I have nothing at all against cabbage. In fact, I like it—in moderation. I don’t grow it for two reasons. First, even a supermarket-sized head of cabbage would go bad long before I finished eating it. It is not a vegetable sized for a single person living alone.

Giant Cabbage

Junior (left) and All-age giant cabbage Champions.

Second, moose adore cabbage—or anything else in the cabbage (cole) family. They will go down a row of cabbages, taking a bite out of each head. I’ve grown broccoli in pots, behind a six-foot chain-link fence, but for me, cabbage just isn’t worth the trouble.

Still, cabbage and cole crops in general really love Alaskan summers. Lots of people grow them here. They boast of their size. So it is no real surprise that the vegetable heart of state fairs here in Alaska tends to be the giant cabbage weigh-in.

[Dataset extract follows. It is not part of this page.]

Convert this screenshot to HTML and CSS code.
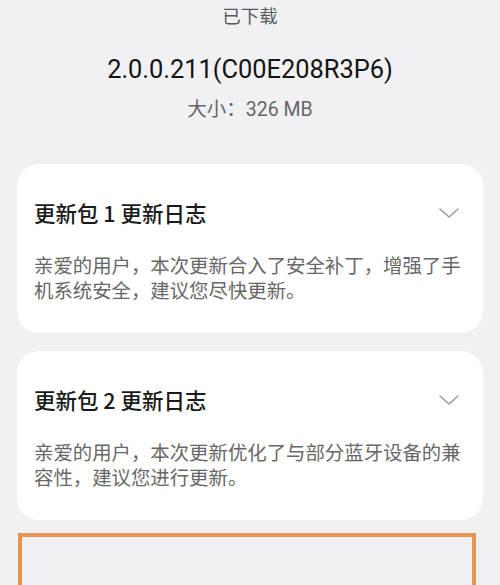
FILE: index.html
```html
<!DOCTYPE html>
<html lang="zh-CN">
<head>
<meta charset="utf-8">
<link rel="stylesheet" href="styles.css">
</head>
<body>
<div class="page">
  <div class="status">已下载</div>
  <div class="version">2.0.0.211(C00E208R3P6)</div>
  <div class="size">大小：326 MB</div>

  <div class="card">
    <div class="card-head">
      <span class="card-title">更新包 1 更新日志</span>
      <svg class="chev" width="20" height="10" viewBox="0 0 20 10"><path d="M1 1 L10 9 L19 1" fill="none" stroke="#9a9a9a" stroke-width="1.6" stroke-linecap="round" stroke-linejoin="round"/></svg>
    </div>
    <p class="card-body">亲爱的用户，本次更新合入了安全补丁，增强了手机系统安全，建议您尽快更新。</p>
  </div>

  <div class="card">
    <div class="card-head">
      <span class="card-title">更新包 2 更新日志</span>
      <svg class="chev" width="20" height="10" viewBox="0 0 20 10"><path d="M1 1 L10 9 L19 1" fill="none" stroke="#9a9a9a" stroke-width="1.6" stroke-linecap="round" stroke-linejoin="round"/></svg>
    </div>
    <p class="card-body">亲爱的用户，本次更新优化了与部分蓝牙设备的兼容性，建议您进行更新。</p>
  </div>

  <div class="highlight"></div>
</div>
</body>
</html>
```

FILE: styles.css
```css
html, body {
  margin: 0;
  padding: 0;
  background: #f1f1f3;
  height: 100%;
  overflow: hidden;
}
.page {
  font-family: "Roboto", "Noto Sans CJK SC", sans-serif;
  display: flex;
  flex-direction: column;
  align-items: center;
}
.status {
  font-family: "Noto Sans CJK SC", sans-serif;
  font-size: 18.5px;
  line-height: 30px;
  color: #5a5a5a;
}
.version {
  margin-top: 24px;
  font-size: 25.4px;
  line-height: 30px;
  color: #141414;
}
.size {
  margin-top: 13px;
  font-size: 19.5px;
  line-height: 26px;
  color: #666;
}
.card {
  box-sizing: border-box;
  width: 466px;
  margin-top: 41px;
  background: #fff;
  border-radius: 22px;
  padding: 34px 17px 31px 17px;
  align-self: flex-start;
  margin-left: 17px;
}
.card + .card {
  margin-top: 18px;
}
.card-head {
  display: flex;
  justify-content: space-between;
  align-items: center;
  height: 30px;
}
.card-title {
  font-family: "Noto Sans CJK SC", sans-serif;
  font-size: 21.5px;
  font-weight: 500;
  color: #1a1a1a;
  line-height: 30px;
}
.chev {
  margin-right: 7px;
  display: block;
}
.card-body {
  margin: 24px 0 0 0;
  font-family: "Noto Sans CJK SC", sans-serif;
  font-size: 19.4px;
  line-height: 25px;
  color: #676767;
}
.highlight {
  align-self: flex-start;
  margin-left: 18px;
  margin-top: 13px;
  width: 458px;
  height: 120px;
  box-sizing: border-box;
  border: 4.5px solid #e8944f;
  background: #f0f0f2;
}
```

There are other prize ribbons for the heaviest vegetable: zucchini, pumpkin, round squash, long squash, cucumber, turnip, rutabaga, beet, radish, kohlrabi, and tomato all get ribbons for the largest. (Notice that all but the tomato are either cole crops or cucurbits?) But they get ribbons like any other class. The giant cabbage winner gets a cash prize of a dollar a pound, and the competition is cutthroat, though more for the honor than the money. Potential entrants are guarded from moose, fed and watered as carefully as any of the animals shown, and anxiously watched over by their growers. Finally, the first Saturday of the fair, comes the great event: the giant cabbage weigh-in, announced by itself in the fair entry book.

This year’s winner in the adult division was 62.99 pounds, the weight proudly displayed, along with the championship ribbon, on the winning cabbage. Even the junior winner was a respectable 43.34 pounds.

What one does with a cabbage of this size is a matter of speculation. Invite the whole neighborhood in for a celebration, and sacrifice the winner to make cole slaw? Make a very large batch of sauerkraut? Perhaps a Great Pye large enough for four and twenty ravens? (No, that’s not totally crazy; I have a cookbook of English traditional recipes, and the one for a Great Pye is based on cabbage.  And we certainly have enough ravens in Alaska.)

Whatever the ultimate fate of the winner, it reigns in glory for the week of the fair.